Nouvel an      Ascenseur cassé –

                      Moins de souffle à chaque marche

                      Pour dire : « Bonne année ! »

 

 

« Le pollinier sentinelle »

 

 

     Roland Halbert est fou de haïku. « Trop souvent, écrit-il, on le prend pour un facile « programme court », un étrange amuse-gueule ou une curieuse commode exotique à trois tiroirs ». Alors, dans un livre (Le pollinier sentinelle) qu’il publie par ailleurs sur l’art du haïku, il convoque les grands auteurs qui l’ont fait vibrer, à commencer par le maître Bashô et le moine errant Ryokan. Mais il y a plus, en encore mieux, quand Roland Halbert se met à sonder l’écriture de quelques grands écrivains, y décelant l’esprit du haïku. Ainsi Richard Brautigan  dont il salue le Journal japonais. « Calme/juste quelques passants/pas de vent », écrit l’écrivain américain. « Un bout de poivron vert tombe/hors du saladier en bois : et alors ? »

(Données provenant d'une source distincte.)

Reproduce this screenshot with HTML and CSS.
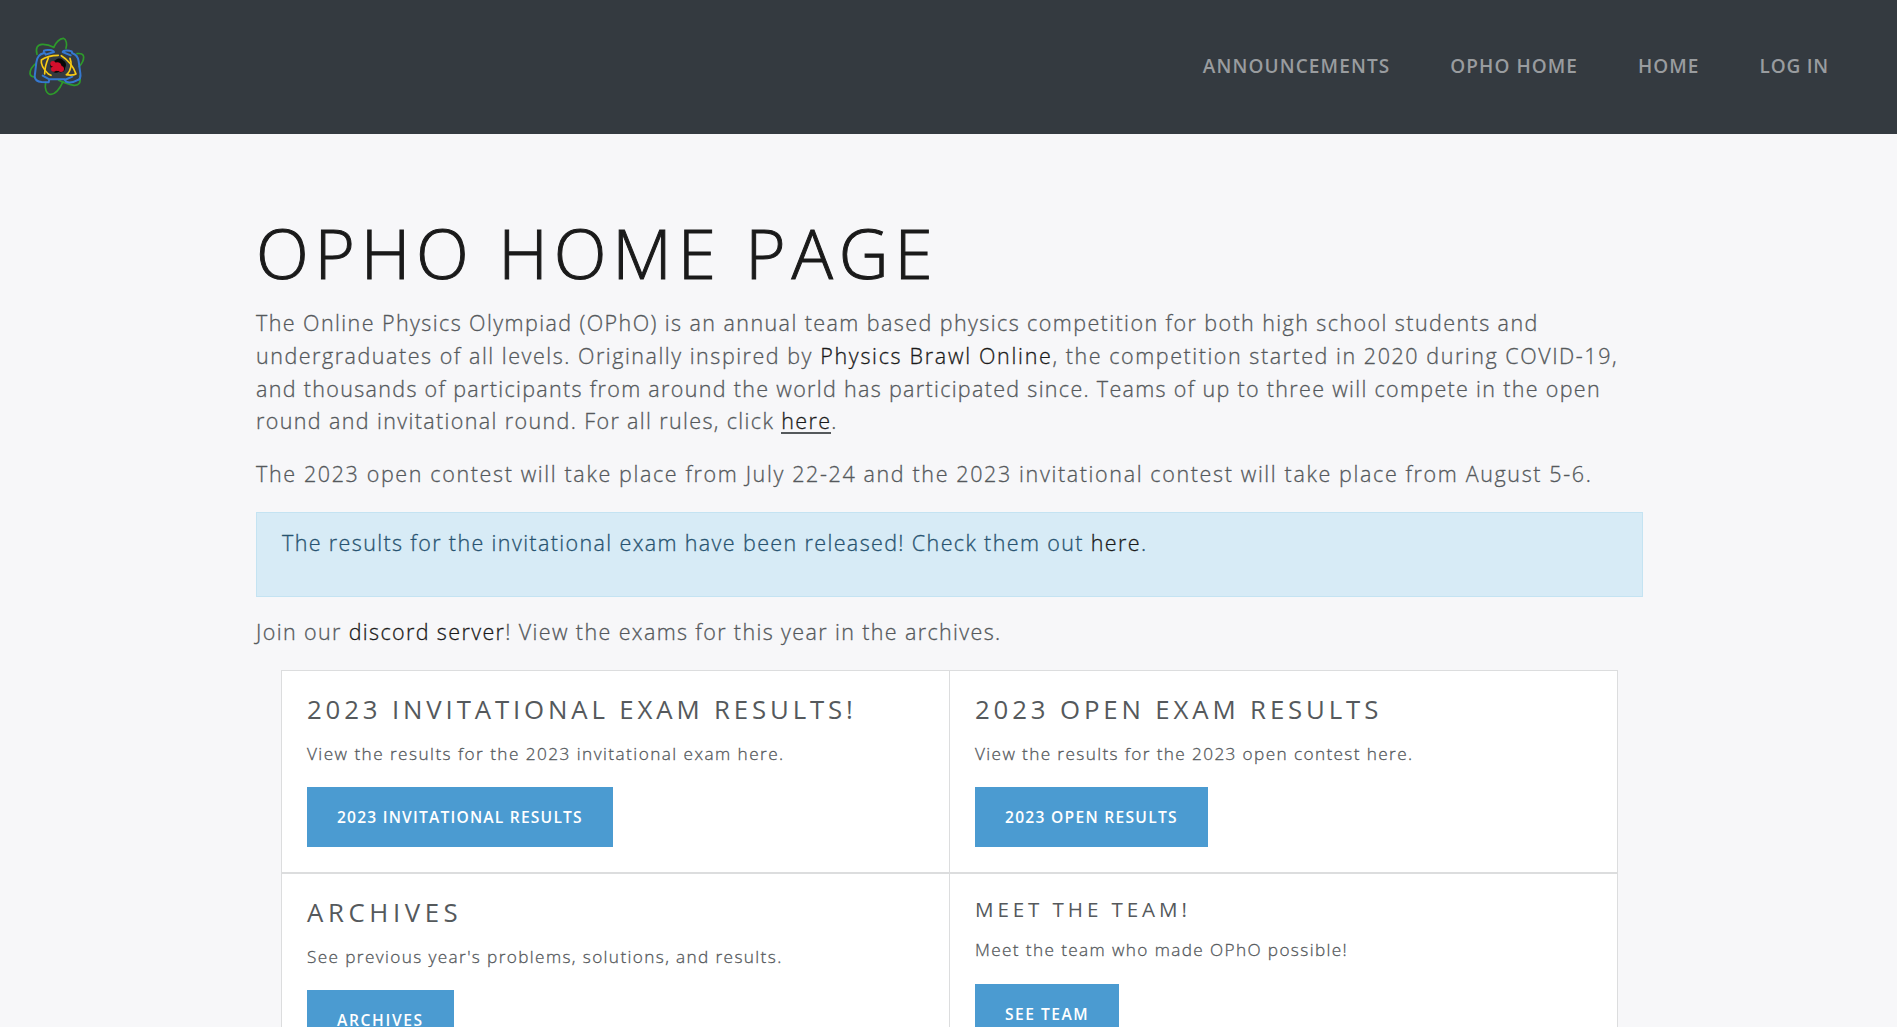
FILE: index.html
```html
<!DOCTYPE html>
<html lang="en">
<head>
<meta charset="utf-8">
<title>OPhO Home Page</title>
<link rel="stylesheet" href="styles.css">
</head>
<body>
<nav class="navbar">
  <a class="brand" href="#" aria-label="OPhO">
    <svg class="logo" viewBox="0 0 225 225" fill="none" stroke-linecap="round" stroke-linejoin="round">
      <g stroke="#2e9a2b" stroke-width="5">
        <path d="M51 73C46 55 52 44 66 43C80 42 92 47 101 52"/>
        <path d="M101 52C108 37 120 26 130 25C139 28 142 42 138 55"/>
        <path d="M171 71C182 69 191 73 191 81C191 92 185 102 177 110"/>
        <path d="M179 138C184 158 177 167 162 166C147 164 133 159 116 151"/>
        <path d="M129 155C120 175 108 192 93 193C79 193 73 176 77 157"/>
        <path d="M47 101C37 109 30 121 30 131C31 140 38 141 46 142"/>
      </g>
      <g stroke="#f7ca14" stroke-width="5">
        <path d="M115 76C96 76 76 81 64 90C62 102 72 119 85 132L93 136"/>
        <path d="M85 84C79 98 74 114 74 132"/>
        <path d="M124 77C143 88 161 111 168 132C160 136 149 136 139 134"/>
        <path d="M150 85C157 101 153 121 141 134"/>
      </g>
      <path stroke="#3578d0" stroke-width="6" d="M102 66L77 74L75 70M102 66C100 60 80 58 72 62L71 70C60 72 51 82 49 97L44 140C45 150 52 155 65 156L86 157L88 148L68 137M88 148H134M128 66C130 59 148 61 155 64L157 70C168 73 174 81 176 94L181 130C183 141 179 149 171 151C160 157 148 160 138 155L134 150L157 140M128 66L152 76"/>
      <path fill="#080808" d="M106 91C111 83 126 84 129 91C139 95 140 108 135 114C136 124 125 130 116 126C106 132 94 124 95 116C86 109 91 96 106 91Z"/>
      <g fill="#d30f2c">
        <circle cx="99" cy="101" r="8"/><circle cx="101" cy="117" r="8"/><circle cx="123" cy="117" r="9"/><circle cx="112" cy="110" r="13"/>
      </g>
    </svg>
  </a>
  <div class="nav-links">
    <a class="nav-link" href="#">Announcements</a>
    <a class="nav-link home" href="#">OPhO Home</a>
    <a class="nav-link home" href="#">Home</a>
    <a class="nav-link login" href="#">Log in</a>
  </div>
</nav>
<main class="container">
  <h1 class="title">OPhO Home Page</h1>
  <p class="lead">
    <span class="line l1">The Online Physics Olympiad (OPhO) is an annual team based physics competition for both high school students and</span>
    <span class="line l2"><span class="l2-start">undergraduates of all levels. Originally inspired by </span><a class="brawl" href="#">Physics Brawl Online</a>, the competition started in 2020 during COVID-19,</span>
    <span class="line l3">and thousands of participants from around the world has participated since. Teams of up to three will compete in the open</span>
    <span class="line l4">round and invitational round. For all rules, click <a class="rules" href="#">here</a>.</span>
  </p>
  <p class="lead dates">The 2023 open contest will take place from July 22-24 and the 2023 invitational contest will take place from August 5-6.</p>
  <div class="alert">
    <p class="lead notice">The results for the invitational exam have been released! Check them out <a href="#">here</a>.</p>
  </div>
  <p class="lead join">Join our <a href="#">discord server</a>! View the exams for this year in the archives.</p>
  <div class="grid">
    <section class="cell">
      <h3 class="cell-title">2023 Invitational Exam Results!</h3>
      <p class="cell-text">View the results for the 2023 invitational exam here.</p>
      <a class="btn" href="#">2023 Invitational Results</a>
    </section>
    <section class="cell">
      <h3 class="cell-title">2023 Open Exam Results</h3>
      <p class="cell-text tight">View the results for the 2023 open contest here.</p>
      <a class="btn open" href="#">2023 Open Results</a>
    </section>
    <section class="cell">
      <h3 class="cell-title archives">Archives</h3>
      <p class="cell-text tight">See previous year's problems, solutions, and results.</p>
      <a class="btn archives-btn" href="#">Archives</a>
    </section>
    <section class="cell">
      <h4 class="cell-title small">Meet the team!</h4>
      <p class="cell-text tight">Meet the team who made OPhO possible!</p>
      <a class="btn team-btn" href="#">See team</a>
    </section>
  </div>
</main>
</body>
</html>
```
FILE: styles.css
```css
* { box-sizing: border-box; }
html, body { height: 100%; }
body {
  margin: 0;
  overflow: hidden;
  background: #f7f7f9;
  color: #55595c;
  font-family: "Open Sans", "Noto Sans", sans-serif;
  font-weight: 300;
}
h1, h3, h4, p { margin: 0; }
a { color: #1a1a1a; text-decoration: none; }

.navbar {
  display: flex;
  justify-content: space-between;
  height: 134px;
  padding: 0 68px 0 20px;
  background: #343a40;
}
.brand { padding-top: 30px; }
.logo { display: block; width: 75px; height: 75px; }
.nav-links { display: flex; gap: 60px; }
.nav-link {
  color: #999c9f;
  font-size: 19px;
  font-weight: 600;
  line-height: 132px;
  letter-spacing: 1.12px;
  text-transform: uppercase;
}
.nav-link.home { letter-spacing: 1.05px; }
.nav-link.login { letter-spacing: 0.8px; }

.container { width: 1387px; margin: 0 0 0 256px; padding-top: 76px; }
.title {
  margin-bottom: 13px;
  color: #1a1a1a;
  font-size: 69px;
  font-weight: 300;
  line-height: 84px;
  letter-spacing: 5.8px;
  text-transform: uppercase;
  white-space: nowrap;
  -webkit-text-stroke: 1px #1a1a1a;
}
.lead {
  font-size: 21.5px;
  font-weight: 300;
  line-height: 32.8px;
  letter-spacing: 1.37px;
  white-space: nowrap;
  -webkit-text-stroke: 0.3px currentColor;
}
.line { display: block; }
.l1 { letter-spacing: 1.42px; }
.l2 { letter-spacing: 1.55px; }
.l2-start { letter-spacing: 1.53px; }
.brawl { letter-spacing: 1.7px; }
.l3 { letter-spacing: 1.32px; }
.rules { display: inline-block; height: 27px; line-height: 27px; border-bottom: 2px solid #55595c; }
.dates { margin-top: 20px; letter-spacing: 1.63px; }
.alert {
  height: 85px;
  margin-top: 21px;
  padding: 14px 25px;
  border: 1px solid #c4e3f2;
  background: #d7ebf6;
}
.notice { color: #275370; }
.join { margin-top: 19px; }

.grid {
  display: grid;
  grid-template-columns: 668px 668px;
  width: 1337px;
  margin: 21px 0 0 25px;
  border-right: 1px solid #dcddde;
}
.cell {
  height: 203px;
  padding: 23px 25px 0;
  border: solid #dcddde;
  border-width: 1px 0 1px 1px;
  background: #fff;
}
.cell-title {
  margin-bottom: 15.5px;
  font-size: 25.8px;
  font-weight: 400;
  line-height: 31.5px;
  letter-spacing: 3.86px;
  text-transform: uppercase;
  white-space: nowrap;
}
.cell-title.archives { letter-spacing: 4.6px; }
.cell-title.small { font-size: 20.6px; line-height: 25.2px; letter-spacing: 3.9px; }
.cell-text {
  margin-bottom: 19.5px;
  font-size: 17.2px;
  font-weight: 300;
  line-height: 26.25px;
  letter-spacing: 1.45px;
  -webkit-text-stroke: 0.3px currentColor;
}
.cell-text.tight { letter-spacing: 1.38px; }
.btn {
  display: inline-block;
  height: 60px;
  padding: 0 30px;
  background: #4b9bd1;
  color: #fff;
  font-size: 15.6px;
  font-weight: 600;
  line-height: 60px;
  letter-spacing: 1.2px;
  text-transform: uppercase;
}
.btn.open { letter-spacing: 1.27px; }
.btn.archives-btn { letter-spacing: 1.65px; }
.btn.team-btn { margin-top: 0.5px; letter-spacing: 1.5px; }
```
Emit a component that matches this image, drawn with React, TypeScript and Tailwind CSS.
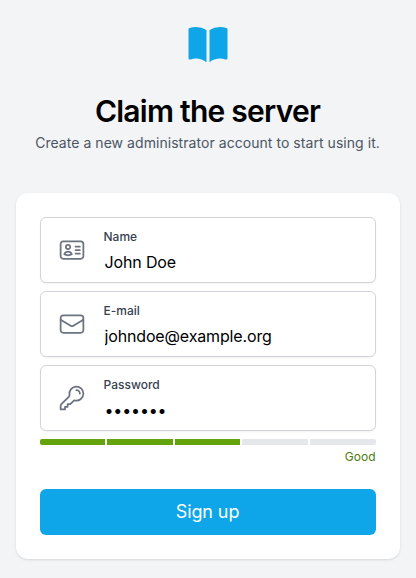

     Chez les auteurs français, Roland Halbert se tourne vers Jean Follain et reprend à son compte l’affirmation de Philippe Jaccottet à propos de la poésie de l’auteur normand : « Elle est la seule peut-être qui m’ait paru rejoindre aujourd’hui, en France, l’idéal du haïku ». Ainsi ces vers de Follain cités par Halbert : « La bête un peu alarmée/qui boit du lait sous la lune/avec un bruit si léger ».

     Mais là où l’on s’attend le moins à trouver l’esprit du haïku, c’est bien dans l’œuvre de Max Jacob. Et pourtant ! Roland Halbert l’a déniché dans les « étroits poèmes » (comme les qualifie lui-même le poète quimpérois) du Cornet à dés II. « Fluidité d’impression, rapidité de tempo, flash de consonances », note Roland Halbert à propos de ces mots de Max Jacob : « Un cerf en bois, un serpent boa/la terre embaume ».

     L’esprit du haïku, en définitive, se diffuse comme le pollen. Halbert s’en réjouit et fait un habile rapprochement avec le « pollinier sentinelle » du Jardin des Plantes de Nantes (qui donne le titre à son essai) où sont étudiées les émissions de pollen et leurs « flux saisonniers ».